Other measurements include occiput-atlas distance, angle between anterior arch of atlas and axis, vertical distance between posterior arch of atlas and spinous process of axis, vertical atlanto-dens interval, and joint space between C1 and C2.

==Treatment==
Treatment involves fixation of the cervical spine to the skull base, or occipitocervical fusion, using paramedian rods and transpedicular screws with cross-links for stabilization. The patient is subsequently unable to rotate their head in the horizontal plane. If there is obstructive hydrocephalus, a pseudomeningocele can form, which is decompressed at the time of surgery.

==Prognosis==
The injury is immediately fatal in 70% of cases, with an additional 15% surviving to the emergency room but dying during the subsequent hospital stay. A basion-dental interval (BSI) of 16 mm or greater is associated with mortality. In those with neurologic deficits, survival is unlikely.

Most deaths result from mechanical damage to the spinal cord and lower brainstem, ranging from localized contusion to diffuse axonal injury to complete transection. Vascular complications are also frequent and may contribute significantly to delayed mortality. Combined dissections of the vertebral and carotid arteries can lead to severe cerebral ischemia, whereas rupture of the vertebral artery–PICA junction results in subarachnoid hemorrhage, compressing the brainstem. Hydrocephalus may also develop and cause a dangerous increase of intracranial pressure. Further possible complications include damage to prevertebral structures (pharynx, lower cranial nerves) and the cerebellum. Therefore, initial survivors of atlantooccipital dislocation may show severe and variable neurologic deficits, including reversible or irreversible tetraplegia, multiple cranial nerve deficits, loss of consciousness, and recurrent respiratory and/or cardiac arrests.

Children are more likely to survive with neurologic compromise than adults. Isolated cases of near-complete recovery after life-threatening symptoms are known.

In case of posterior displacement of the head, a concomitant fracture of the atlas with backward migration of the posterior arch is associated with improved chance of survival, as this allows the spinal cord and medulla to migrate backward without getting crushed.

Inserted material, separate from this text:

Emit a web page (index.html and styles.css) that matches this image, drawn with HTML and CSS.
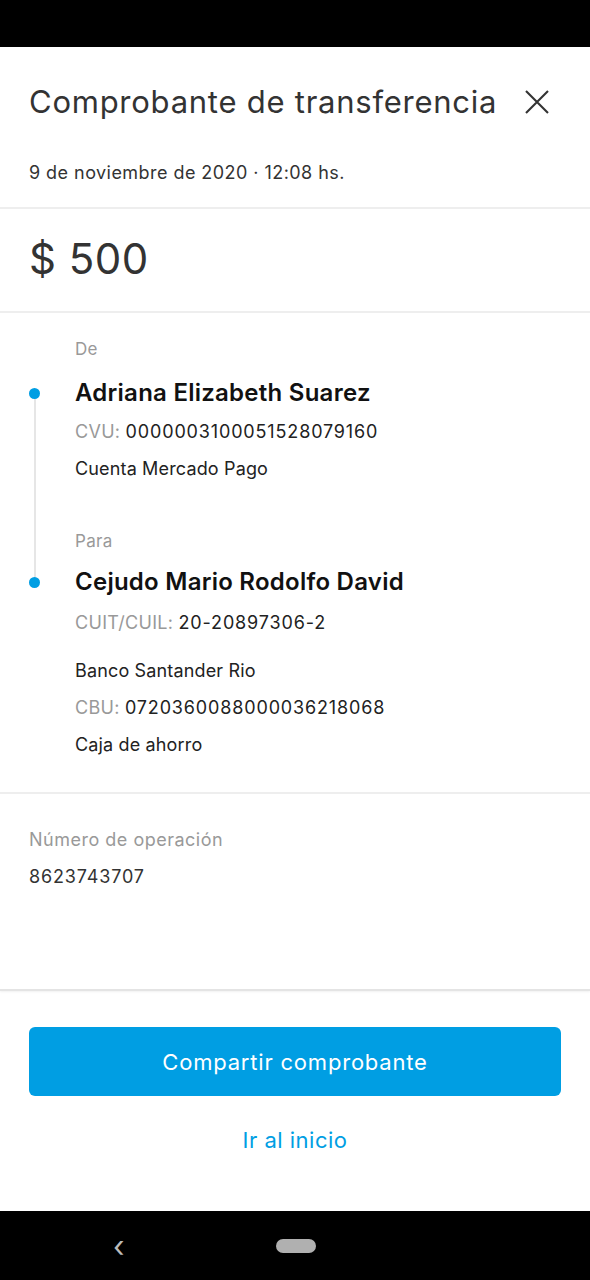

==Proximal cervical fractures associated with injury==
The Jefferson fracture can be associated with this injury, with the C1 ring, or atlas, being fractured in several places, allowing the spine to shift forward relative to the skull base. The Hangman's fracture which is a fracture of the C2 vertebral body or dens of the cervical spine upon which the skull base sits to allow the head to rotate, can also be associated with atlanto-occipital dislocation. Despite its eponym, the fracture is not usually associated with a hanging mechanism of injury.